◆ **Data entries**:
════════════════
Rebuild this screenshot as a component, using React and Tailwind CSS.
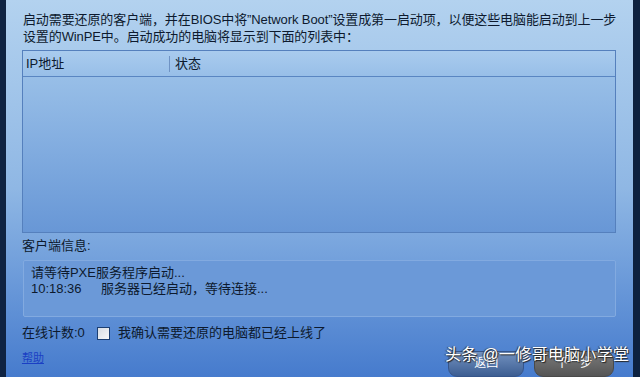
import React from 'react';

const font = { fontFamily: '"Liberation Sans", "Noto Sans CJK SC", sans-serif' };

const App = () => {
  return (
    <div
      className="w-[640px] h-[377px] overflow-hidden flex bg-[#0c1f3c] text-[13px] text-[#0d1a2e]"
      style={font}
    >
      <div className="w-[7px] bg-[#0f2342]" />
      <div className="relative flex-1 flex flex-col pl-[16px] pr-[17px] bg-gradient-to-b from-[#b3d2ef] via-[#8fb7e4] to-[#467bcd]">
        <div className="pt-[11px] leading-[17px] pl-[1px] whitespace-nowrap tracking-[-0.1px]">
          <p>启动需要还原的客户端，并在BIOS中将”Network Boot”设置成第一启动项，以便这些电脑能启动到上一步</p>
          <p>设置的WinPE中。启动成功的电脑将显示到下面的列表中：</p>
        </div>

        <div className="mt-[5px] h-[187px] border border-[#5580bd] flex flex-col bg-gradient-to-b from-[#a0c5ea] to-[#6897d6]">
          <div className="h-[26px] flex items-center border-b border-[#5a86c2] bg-gradient-to-b from-[#a9cbee] to-[#98bfe8]">
            <div className="w-[147px] pl-[3px] border-r border-[#6f93c4] h-[16px] flex items-center">IP地址</div>
            <div className="pl-[5px]">状态</div>
          </div>
          <div className="flex-1" />
        </div>

        <div className="mt-[5px] leading-[16px]">客户端信息:</div>

        <div className="mt-[6px] ml-[1px] h-[58px] rounded-[2px] border border-[#82aae0] bg-[#6b99d8] pl-[7px] pt-[4px] leading-[16px]">
          <p>请等待PXE服务程序启动...</p>
          <p>
            <span className="inline-block w-[70px]">10:18:36</span>
            服务器已经启动，等待连接...
          </p>
        </div>

        <div className="mt-[8px] flex items-center h-[16px]">
          <span className="w-[75px]">在线计数:0</span>
          <span className="w-[13px] h-[13px] border border-[#1c3f73] bg-gradient-to-br from-[#d8dde4] to-[#f7f8fa]" />
          <span className="ml-[8px]">我确认需要还原的电脑都已经上线了</span>
        </div>

        <div className="mt-[9px] flex items-start">
          <span className="text-[11px] text-[#1a3fc4] underline">帮助</span>
          <div className="ml-auto flex gap-[10px] mt-[1px] mr-[2px]">
            <div className="w-[76px] h-[26px] rounded-[9px] bg-gradient-to-b from-[#7392c0] to-[#3d5e92] border border-[#36558a] flex justify-center pt-[2px] text-white text-[12px]">
              返回
            </div>
            <div className="w-[80px] h-[26px] rounded-[9px] bg-gradient-to-b from-[#7c7c7c] to-[#555] border border-[#4a4a4a] flex justify-center pt-[2px] text-white text-[12px]">
              下一步
            </div>
          </div>
        </div>

        <div
          className="absolute left-[439px] top-[344px] text-[16px] leading-[22px] tracking-[0.3px] text-white whitespace-nowrap"
          style={{ textShadow: '1px 1px 1px #222, -1px 0 1px #333' }}
        >
          头条 @一修哥电脑小学堂
        </div>
      </div>
      <div className="w-[8px] bg-[#0d213f]" />
    </div>
  );
};

export default App;
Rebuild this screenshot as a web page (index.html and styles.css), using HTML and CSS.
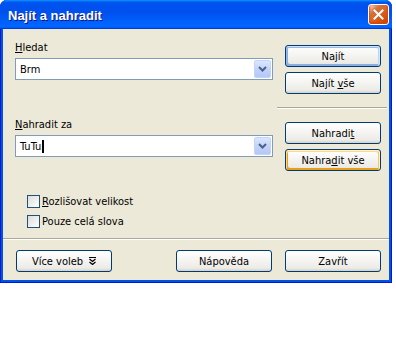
FILE: index.html
```html
<!DOCTYPE html>
<html lang="cs">
<head>
    <meta charset="UTF-8">
    <title>Najít a nahradit</title>
    <link rel="stylesheet" href="styles.css">
</head>
<body>
    <div class="window">
        <div class="titlebar">
            <span class="title">Najít a nahradit</span>
            <button class="close" aria-label="Zavřít">
                <svg width="11" height="11" viewBox="0 0 11 11"><path d="M1.5 1.5l8 8M9.5 1.5l-8 8" stroke="#fff" stroke-width="2" fill="none" stroke-linecap="square"/></svg>
            </button>
        </div>

        <div class="client">
            <div class="main">
                <div class="fields">
                    <label class="field-label"><u>H</u>ledat</label>
                    <div class="combo">
                        <span class="combo-text">Brm</span>
                        <span class="combo-btn">
                            <svg width="9" height="6" viewBox="0 0 9 6"><path d="M1 1l3.5 3.5L8 1" stroke="#4d6185" stroke-width="2" fill="none"/></svg>
                        </span>
                    </div>

                    <label class="field-label second"><u>N</u>ahradit za</label>
                    <div class="combo">
                        <span class="combo-text">TuTu<span class="caret"></span></span>
                        <span class="combo-btn">
                            <svg width="9" height="6" viewBox="0 0 9 6"><path d="M1 1l3.5 3.5L8 1" stroke="#4d6185" stroke-width="2" fill="none"/></svg>
                        </span>
                    </div>

                    <div class="options">
                        <label class="check"><span class="box"></span><span><u>R</u>ozlišovat velikost</span></label>
                        <label class="check"><span class="box"></span><span>Pouze celá slova</span></label>
                    </div>
                </div>

                <div class="actions">
                    <button class="btn default"><span>Na<u>j</u>ít</span></button>
                    <button class="btn"><span>Najít <u>v</u>še</span></button>
                    <div class="sep"></div>
                    <button class="btn"><span>Nahradi<u>t</u></span></button>
                    <button class="btn hot"><span>Nahra<u>d</u>it vše</span></button>
                </div>
            </div>

            <div class="divider"></div>

            <div class="footer">
                <button class="btn">
                    <span>Více voleb</span>
                    <svg class="more-icon" width="7" height="8" viewBox="0 0 7 8"><path d="M0 0.5h7M0.5 2l3 2.5 3-2.5M0.5 5l3 2.5 3-2.5" stroke="#000" stroke-width="1.2" fill="none"/></svg>
                </button>
                <div class="footer-right">
                    <button class="btn"><span>Nápověda</span></button>
                    <button class="btn"><span>Zavřít</span></button>
                </div>
            </div>
        </div>
    </div>
</body>
</html>
```

FILE: styles.css
```css
body {
    margin: 0;
    background: #fff;
    font-family: 'DejaVu Sans Condensed', 'Liberation Sans', sans-serif;
    font-size: 11px;
    color: #000;
}

.window {
    width: 392px;
    height: 283px;
    display: flex;
    flex-direction: column;
    background: #0054e3;
    border-radius: 7px 7px 0 0;
    box-shadow: inset 1px 0 #0019cf, inset -1px 0 #0019cf, inset 0 -1px #0019cf;
}

.titlebar {
    height: 29px;
    display: flex;
    align-items: center;
    justify-content: space-between;
    padding: 0 3px 0 8px;
    border-radius: 7px 7px 0 0;
    background: linear-gradient(180deg, #0997ff, #0053ee 8%, #0050ee 40%, #0066ff 88%, #0066ff 93%, #005bff 95%, #003dd7 96%, #003dd7);
}

.title {
    color: #fff;
    font-family: 'Liberation Sans', sans-serif;
    font-weight: bold;
    font-size: 13px;
    text-shadow: 1px 1px #0f1089;
    padding-top: 1px;
}

.close {
    width: 21px;
    height: 21px;
    padding: 0;
    display: flex;
    align-items: center;
    justify-content: center;
    border: 1px solid #fff;
    border-radius: 3px;
    background: radial-gradient(circle at 90% 90%, #cc4600 0, #dc6527 55%, #cd7546 70%, #ffccb2 90%, #fff 100%);
    box-shadow: inset 0 -1px 2px 1px #da4600;
}

.client {
    flex: 1;
    margin: 0 3px 3px 3px;
    background: #ece9d8;
    display: flex;
    flex-direction: column;
}

.main {
    flex: 1;
    display: flex;
    gap: 12px;
}

.fields {
    width: 258px;
    padding: 12px 0 0 12px;
}

.field-label {
    display: block;
    line-height: 13px;
    margin-bottom: 4px;
}

.field-label.second {
    margin-top: 38px;
}

.combo {
    height: 22px;
    box-sizing: border-box;
    border: 1px solid #7f9db9;
    background: #fff;
    display: flex;
    align-items: center;
    justify-content: space-between;
    padding: 1px;
}

.combo-text {
    padding-left: 3px;
    display: flex;
    align-items: center;
}

.caret {
    display: inline-block;
    width: 2px;
    height: 13px;
    margin-left: 1px;
    background: #000;
}

.combo-btn {
    width: 17px;
    height: 18px;
    box-sizing: border-box;
    display: flex;
    align-items: center;
    justify-content: center;
    border: 1px solid #c3d3fd;
    border-radius: 2px;
    background: linear-gradient(180deg, #dce7fe, #c1d3fb 50%, #b4c8f6);
}

.options {
    margin: 38px 0 0 12px;
    display: flex;
    flex-direction: column;
    gap: 7px;
}

.check {
    display: flex;
    align-items: center;
    gap: 2px;
    height: 13px;
}

.box {
    width: 13px;
    height: 13px;
    box-sizing: border-box;
    border: 1px solid #1c5180;
    background: linear-gradient(135deg, #dcdcd7, #fff);
}

.actions {
    width: 96px;
    padding: 16px 8px 0 0;
    display: flex;
    flex-direction: column;
    gap: 5px;
}

.sep {
    margin: 8px -6px 8px -8px;
    border-top: 1px solid #aca899;
    border-bottom: 1px solid #fff;
}

.btn {
    width: 96px;
    height: 22px;
    padding: 0;
    display: flex;
    align-items: center;
    justify-content: center;
    gap: 6px;
    font: inherit;
    color: #000;
    border: 1px solid #003c74;
    border-radius: 3px;
    background: linear-gradient(180deg, #fff, #ecebe6 86%, #d6d0c5);
}

.btn.default {
    box-shadow: inset -1px 1px #cee7ff, inset 1px 2px #98b8ea, inset -2px 2px #bcd4f6, inset 1px -1px #89ade4, inset 2px -2px #89ade4;
}

.btn.hot {
    box-shadow: inset -1px 1px #fff0cf, inset 1px 2px #fdd889, inset -2px 2px #fbc761, inset 2px -2px #e5a01a;
}

.divider {
    border-top: 1px solid #aca899;
    border-bottom: 1px solid #fff;
}

.footer {
    display: flex;
    justify-content: space-between;
    padding: 10px 8px 8px 13px;
}

.footer-right {
    display: flex;
    gap: 13px;
}
```
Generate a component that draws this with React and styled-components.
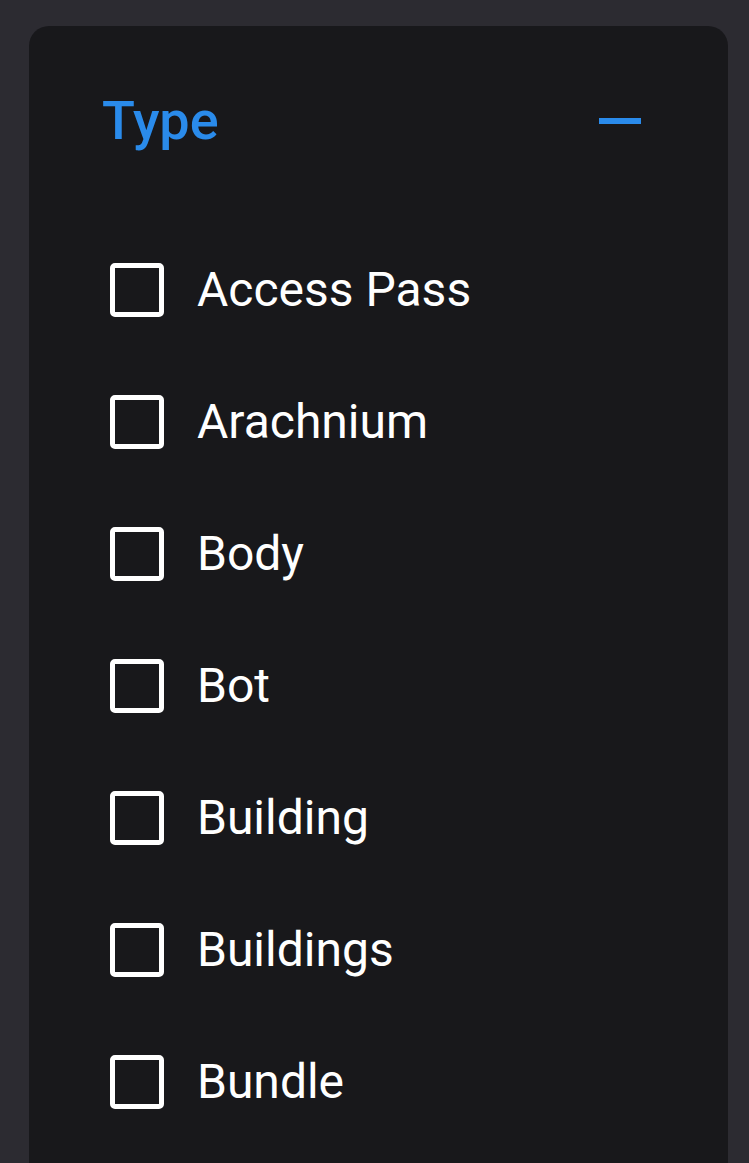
import React, { useState } from "react";
import styled, { createGlobalStyle } from "styled-components";

const GlobalStyle = createGlobalStyle`
  html, body {
    margin: 0;
    padding: 0;
    background: #2c2b31;
    font-family: Roboto, "Noto Sans", "Liberation Sans", sans-serif;
  }
`;

const types = [
  "Access Pass",
  "Arachnium",
  "Body",
  "Bot",
  "Building",
  "Buildings",
  "Bundle",
];

const App = () => {
  const [open, setOpen] = useState(true);
  const [checked, setChecked] = useState({});

  const toggle = (name) =>
    setChecked((prev) => ({ ...prev, [name]: !prev[name] }));

  return (
    <>
      <GlobalStyle />
      <Page>
        <Panel>
          <Header>
            <Title>Type</Title>
            <Collapse
              aria-label="collapse"
              onClick={() => setOpen(!open)}
            />
          </Header>
          {open && (
            <List>
              {types.map((name) => (
                <Option key={name}>
                  <Box
                    type="checkbox"
                    checked={!!checked[name]}
                    onChange={() => toggle(name)}
                  />
                  <span>{name}</span>
                </Option>
              ))}
            </List>
          )}
        </Panel>
      </Page>
    </>
  );
};

const Page = styled.div`
  padding: 26px 21px 0 29px;
`;

const Panel = styled.section`
  background: #18181b;
  border-radius: 20px 20px 0 0;
  padding: 68px 87px 80px 73px;
`;

const Header = styled.div`
  display: flex;
  align-items: center;
  justify-content: space-between;
  height: 54px;
`;

const Title = styled.h3`
  margin: 0;
  font-size: 54px;
  line-height: 1;
  font-weight: 500;
  color: #2a8beb;
`;

const Collapse = styled.button`
  width: 42px;
  height: 6px;
  padding: 0;
  border: none;
  background: #2a8beb;
  cursor: pointer;
`;

const List = styled.div`
  display: flex;
  flex-direction: column;
  gap: 78px;
  margin-top: 115px;
  padding-left: 8px;
`;

const Option = styled.label`
  display: flex;
  align-items: center;
  gap: 33px;
  height: 54px;
  font-size: 48px;
  line-height: 1;
  color: #ffffff;
  cursor: pointer;
`;

const Box = styled.input`
  appearance: none;
  margin: 0;
  width: 54px;
  height: 54px;
  box-sizing: border-box;
  border: 5px solid #ffffff;
  border-radius: 5px;
  background: transparent;
  flex-shrink: 0;
  cursor: pointer;
  &:checked {
    background: #2a8beb;
    border-color: #2a8beb;
  }
`;

export default App;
════════════════
◆ **GOAL OF THE EXERCISE**: Search the records for the word "components" and copy every line where it occurs.

◆ **WRITTEN ANSWER**:
Generate a component that draws this with React and styled-components.
import styled, { createGlobalStyle } from "styled-components";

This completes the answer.